ALUA for HA failover and multipathd

Chris Boot <crb@xxxxxxxxxxxxxxxxxxxxx> · Thu, 05 Jun 2014 15:31:55 +0100

Hi folks,

Background: I'm working on creating a Highly Available iSCSI system
using Pacemaker with some collaborators. We looked at the existing
iSCSILogicalUnit and iSCSITarget resource scripts, and they didn't seem
to do quite what we wanted so we have started down the route of writing
our own. Our new scripts are GPL and their current incarnations are
available at https://github.com/tigercomputing/ocf-lio

In general terms the setup is reasonably simple: we have a DRBD volume
running in dual-primary mode, which is then used to create an iblock
device, which itself is exported over iSCSI. We have been attempting to
use ALUA multipathing in implicit mode only to manage target failover.

We create two ALUA TPGs on each node, call them east/west, and mark one
as Active/Optimised and the other as Active/NonOptimised. When we create
the iSCSI TPGs on both nodes, one node's TPG is placed in the west ALUA
TPG and the other node's is placed into the east ALUA TPG.

When simulating a fail-over, the ALUA states on both east and west are
changed on both nodes and kept synchronised.
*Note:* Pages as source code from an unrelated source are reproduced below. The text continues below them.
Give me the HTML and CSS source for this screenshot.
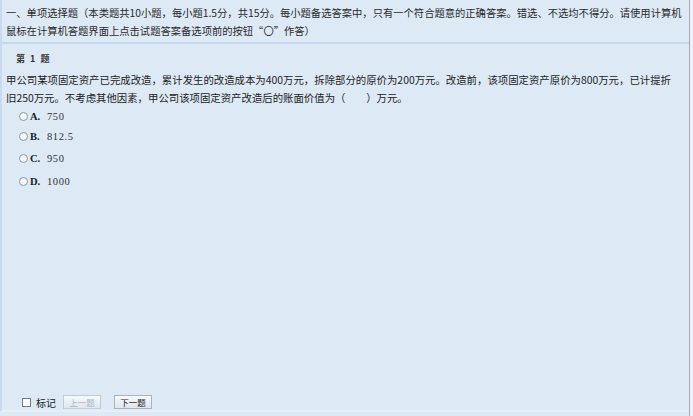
FILE: index.html
```html
<!DOCTYPE html>
<html lang="zh-CN">
<head>
<meta charset="utf-8">
<title>单项选择题</title>
<link rel="stylesheet" href="styles.css">
</head>
<body>
<div class="page">
  <div class="main">
    <div class="intro"><span class="line">一、单项选择题（本类题共10小题，每小题1.5分，共15分。每小题备选答案中，只有一个符合题意的正确答案。错选、不选均不得分。请使用计算机</span><span class="line">鼠标在计算机答题界面上点击试题答案备选项前的按钮“〇”作答）</span></div>
    <div class="qno">第 1 题</div>
    <div class="stem">甲公司某项固定资产已完成改造，累计发生的改造成本为400万元，拆除部分的原价为200万元。改造前，该项固定资产原价为800万元，已计提折旧250万元。不考虑其他因素，甲公司该项固定资产改造后的账面价值为（　　）万元。</div>
    <ul class="options">
      <li class="option"><span class="radio"></span><span class="letter">A.</span><span class="val">750</span></li>
      <li class="option"><span class="radio"></span><span class="letter">B.</span><span class="val">812.5</span></li>
      <li class="option"><span class="radio"></span><span class="letter">C.</span><span class="val">950</span></li>
      <li class="option"><span class="radio"></span><span class="letter">D.</span><span class="val">1000</span></li>
    </ul>
    <div class="spacer"></div>
    <div class="footer">
      <span class="check"></span><span class="mark">标记</span>
      <span class="btn disabled">上一题</span>
      <span class="btn">下一题</span>
    </div>
  </div>
  <div class="scroll"></div>
</div>
</body>
</html>
```
FILE: styles.css
```css
html, body {
  margin: 0;
  padding: 0;
}
body {
  width: 693px;
  height: 416px;
  overflow: hidden;
  background: #dde9f5;
  font-family: "Noto Sans CJK SC", "Noto Sans", sans-serif;
  color: #222;
}
.page {
  display: flex;
  height: 416px;
}
.main {
  flex: 1;
  display: flex;
  flex-direction: column;
  border-left: 2px solid #c9daef;
  border-bottom: 2px solid #e6eef7;
  box-sizing: border-box;
  height: 412px;
  min-width: 0;
}
.scroll {
  width: 3px;
  border-left: 1px solid #a4adb7;
  background: #edf1f5;
}
.intro {
  font-size: 10.3px;
  line-height: 18px;
  padding: 4px 0 2px 4px;
  border-bottom: 2px solid #c6d8ef;
  color: #2a2a2a;
}
.line {
  display: block;
  white-space: nowrap;
}
.qno {
  font-size: 9px;
  font-weight: bold;
  word-spacing: 3px;
  padding: 8px 0 0 14px;
  line-height: 14px;
  color: #333;
}
.stem {
  font-size: 10.4px;
  line-height: 18px;
  padding: 5px 10px 0 4px;
  color: #222;
}
.options {
  list-style: none;
  margin: 0;
  padding: 0 0 0 17px;
}
.option {
  display: flex;
  align-items: center;
  height: 22.5px;
}
.option:first-child {
  height: 18px;
}
.radio {
  width: 7px;
  height: 7px;
  border: 1px solid #8a98a8;
  border-radius: 50%;
  background: #f4f7fb;
  margin-right: 2px;
}
.letter {
  font-family: "Liberation Serif", serif;
  font-weight: bold;
  font-size: 10.5px;
  width: 17px;
  color: #222;
}
.val {
  font-family: "Liberation Serif", serif;
  font-size: 10.5px;
  letter-spacing: 0.6px;
  color: #333;
}
.spacer {
  flex: 1;
}
.footer {
  display: flex;
  align-items: center;
  padding: 0 0 0 20px;
  height: 16px;
  font-size: 10px;
}
.check {
  width: 7px;
  height: 7px;
  border: 1px solid #6f7c8a;
  background: #fff;
  margin-right: 5px;
}
.mark {
  margin-right: 7px;
  color: #222;
}
.btn {
  display: inline-flex;
  align-items: center;
  justify-content: center;
  width: 36px;
  height: 12px;
  border: 1px solid #a9b4c0;
  background: linear-gradient(#f7f9fc, #dfe6ee);
  font-size: 8.5px;
  color: #222;
  margin-right: 13px;
}
.btn.disabled {
  color: #a8b8cc;
  border-color: #c2ccd8;
}
```
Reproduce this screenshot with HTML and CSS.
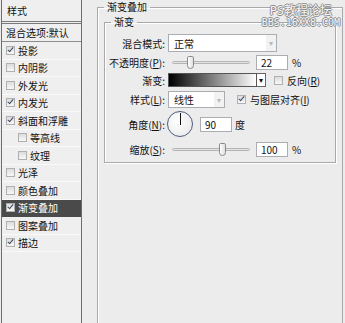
FILE: index.html
```html
<!DOCTYPE html>
<html lang="zh-CN">
<head>
    <meta charset="UTF-8">
    <title>图层样式 - 渐变叠加</title>
    <link rel="stylesheet" href="styles.css">
</head>
<body>
    <div class="dialog">
        <div class="style-list">
            <div class="list-head">样式</div>
            <div class="list-default">混合选项:默认</div>
            <div class="list-item"><span class="check on"></span>投影</div>
            <div class="list-item"><span class="check"></span>内阴影</div>
            <div class="list-item"><span class="check"></span>外发光</div>
            <div class="list-item"><span class="check on"></span>内发光</div>
            <div class="list-item"><span class="check on"></span>斜面和浮雕</div>
            <div class="list-item sub"><span class="check"></span>等高线</div>
            <div class="list-item sub"><span class="check"></span>纹理</div>
            <div class="list-item"><span class="check"></span>光泽</div>
            <div class="list-item"><span class="check"></span>颜色叠加</div>
            <div class="list-item selected"><span class="check on"></span>渐变叠加</div>
            <div class="list-item"><span class="check"></span>图案叠加</div>
            <div class="list-item"><span class="check on"></span>描边</div>
        </div>

        <div class="panel">
            <fieldset class="group outer">
                <legend>渐变叠加</legend>
                <fieldset class="group inner">
                    <legend>渐变</legend>

                    <div class="row row-mode">
                        <span class="label">混合模式:</span>
                        <div class="select wide">正常<span class="arrow dim">▾</span></div>
                    </div>

                    <div class="row row-opacity">
                        <span class="label">不透明度(<u>P</u>):</span>
                        <div class="slider"><span class="thumb" style="left: 14px"></span></div>
                        <div class="field">22</div>
                        <span class="unit">%</span>
                    </div>

                    <div class="row row-gradient">
                        <span class="label">渐变:</span>
                        <div class="gradient"></div>
                        <div class="grad-arrow">▾</div>
                        <span class="check reverse"></span>
                        <span class="opt">反向(<u>R</u>)</span>
                    </div>

                    <div class="row row-style">
                        <span class="label">样式(<u>L</u>):</span>
                        <div class="select narrow">线性<span class="arrow dim">▾</span></div>
                        <span class="check on align"></span>
                        <span class="opt">与图层对齐(<u>I</u>)</span>
                    </div>

                    <div class="row row-angle">
                        <span class="label">角度(<u>N</u>):</span>
                        <div class="dial"><span class="hand"></span></div>
                        <div class="field">90</div>
                        <span class="unit">度</span>
                    </div>

                    <div class="row row-scale">
                        <span class="label">缩放(<u>S</u>):</span>
                        <div class="slider"><span class="thumb" style="left: 46px"></span></div>
                        <div class="field">100</div>
                        <span class="unit">%</span>
                    </div>
                </fieldset>
            </fieldset>
        </div>

        <div class="watermark">
            <div class="wm-top">PS教程论坛</div>
            <div class="wm-bottom">BBS.16XX8.COM</div>
        </div>
    </div>
</body>
</html>
```

FILE: styles.css
```css
body {
    margin: 0;
    background-color: #ececec;
    font-family: "Noto Sans CJK SC", "Noto Sans", sans-serif;
    font-size: 10px;
    color: #111;
    overflow: hidden;
}

.dialog {
    position: relative;
    display: flex;
    width: 345px;
    height: 323px;
    overflow: hidden;
}

/* left style list */

.style-list {
    width: 79px;
    margin-left: 1px;
    border-left: 1px solid #6e6e6e;
    border-right: 1px solid #6e6e6e;
    background-color: #efefef;
}

.list-head {
    height: 21px;
    line-height: 21px;
    padding-left: 5px;
    border-bottom: 3px double #7a7a7a;
}

.list-default {
    height: 17px;
    line-height: 17px;
    padding-left: 4px;
    border-bottom: 1px solid #8c8c8c;
}

.list-item {
    display: flex;
    align-items: center;
    gap: 3px;
    height: 17.5px;
    padding-left: 4px;
    box-sizing: border-box;
    border-bottom: 1px solid #fafafa;
}

.list-item.sub {
    padding-left: 16px;
}

.list-item.selected {
    background-color: #4a4a4a;
    color: #fff;
    border-bottom-color: #4a4a4a;
}

.check {
    position: relative;
    flex: none;
    width: 7px;
    height: 7px;
    border: 1px solid #b0b0b0;
    background: linear-gradient(#dcdcdc, #f8f8f8);
}

.check.on::after {
    content: '';
    position: absolute;
    left: 2px;
    top: -1px;
    width: 2px;
    height: 5px;
    border: solid #3d4c66;
    border-width: 0 1.5px 1.5px 0;
    transform: rotate(40deg);
}

/* right panel */

.panel {
    width: 246px;
    height: 323px;
    margin-left: 15px;
    overflow: hidden;
}

.group {
    margin: 0;
    padding: 0;
    border: 1px solid #a9a9a9;
    box-shadow: inset 1px 1px 0 #fff, 1px 1px 0 #fff;
    min-width: 0;
}

.group legend {
    padding: 0 3px;
    line-height: 14px;
}

.outer {
    height: 340px;
    padding: 0 6px;
    box-shadow: inset 1px 1px 0 #fff, 2px 0 0 #c2c2c2;
}

.inner {
    margin-top: 1px;
    padding-bottom: 5px;
}

.inner legend {
    margin-left: 6px;
}

.row {
    display: flex;
    align-items: center;
}

.label {
    width: 60px;
    margin-right: 3px;
    text-align: right;
    white-space: nowrap;
}

.row-mode { height: 18px; margin-top: 5px; }
.row-opacity { height: 15px; margin-top: 3px; }
.row-gradient { height: 14px; margin-top: 3px; }
.row-style { height: 17px; margin-top: 4px; }
.row-angle { height: 26px; margin-top: 3px; }
.row-scale { height: 15px; margin-top: 5px; }

.select {
    display: flex;
    align-items: center;
    justify-content: space-between;
    height: 100%;
    box-sizing: border-box;
    padding-left: 5px;
    border: 1px solid #abadb3;
    background-color: #fff;
}

.select.wide { width: 109px; }
.select.narrow { width: 57px; }

.arrow {
    width: 10px;
    height: 100%;
    line-height: 15px;
    text-align: center;
    font-size: 8px;
    background-color: #f2f2f2;
    color: #b8b8b8;
}

.slider {
    position: relative;
    width: 78px;
    height: 3px;
    margin-left: 4px;
    border: 1px solid #b4b4b4;
    border-radius: 2px;
    background-color: #e4e4e4;
    box-sizing: border-box;
}

.thumb {
    position: absolute;
    top: -6px;
    width: 7px;
    height: 13px;
    box-sizing: border-box;
    border: 1px solid #8a8a8a;
    border-radius: 2px 2px 4px 4px;
    background: linear-gradient(to right, #fff, #dedede);
}

.field {
    width: 32px;
    height: 15px;
    margin-left: 6px;
    padding-left: 4px;
    box-sizing: border-box;
    line-height: 13px;
    border: 1px solid #abadb3;
    background-color: #fff;
}

.unit {
    margin-left: 4px;
}

.row-angle .unit {
    margin-left: 3px;
}

.gradient {
    width: 89px;
    height: 100%;
    box-sizing: border-box;
    border: 1px solid #555;
    background: linear-gradient(to right, #000, #fff);
}

.grad-arrow {
    width: 9px;
    height: 100%;
    box-sizing: border-box;
    border: 1px solid #666;
    border-left: none;
    background-color: #fff;
    font-size: 8px;
    line-height: 12px;
    text-align: center;
}

.check.reverse {
    margin-left: 8px;
}

.check.align {
    margin-left: 12px;
}

.opt {
    margin-left: 4px;
    white-space: nowrap;
}

.dial {
    position: relative;
    width: 26px;
    height: 26px;
    margin-left: -1px;
    box-sizing: border-box;
    border: 1px solid #4d5b79;
    border-radius: 50%;
    background: radial-gradient(circle at 40% 40%, #fff, #e6e6e6);
}

.hand {
    position: absolute;
    left: 11.5px;
    top: 1px;
    width: 1px;
    height: 12px;
    background-color: #111;
}

.row-angle .field {
    margin-left: 7px;
}

/* watermark */

.watermark {
    position: absolute;
    top: 5px;
    right: 5px;
    font-family: "DejaVu Sans Mono", "Noto Sans CJK SC", monospace;
    color: #f6f6f6;
    text-align: center;
    text-shadow: 1px 0 0 #8c8c8c, -1px 0 0 #8c8c8c, 0 1px 0 #8c8c8c, 0 -1px 0 #8c8c8c;
    line-height: 12px;
}

.wm-top {
    font-size: 12px;
}

.wm-bottom {
    font-size: 10px;
}
```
What we see when using multipathd on Linux as the initiator all appears
to work well until we switch roles on the target. multipathd seems to
stick to the old path, even though it is now NonOptimised and running
slowly due to the 100ms nonop_delay_msecs.

If, instead, we set the standby path to Standby mode rather than
Active/NonOptimised, multipathd correctly notices the path is
unavailable and sends IO over the Active/Optimised path. However, if the
initiator originally logs-in to the target while the path is in Standby
mode, it fails to correctly probe the device. When it becomes
Active/Optimised during failover, multipathd is unable to use it and
fails the path. The TUR checker returns that the path is active, though,
and makes the path active again, only to be failed again etc... The only
way to bring it back to life is to "echo 1 >
/sys/block/$DEV/device/rescan" and re-run multipath by hand.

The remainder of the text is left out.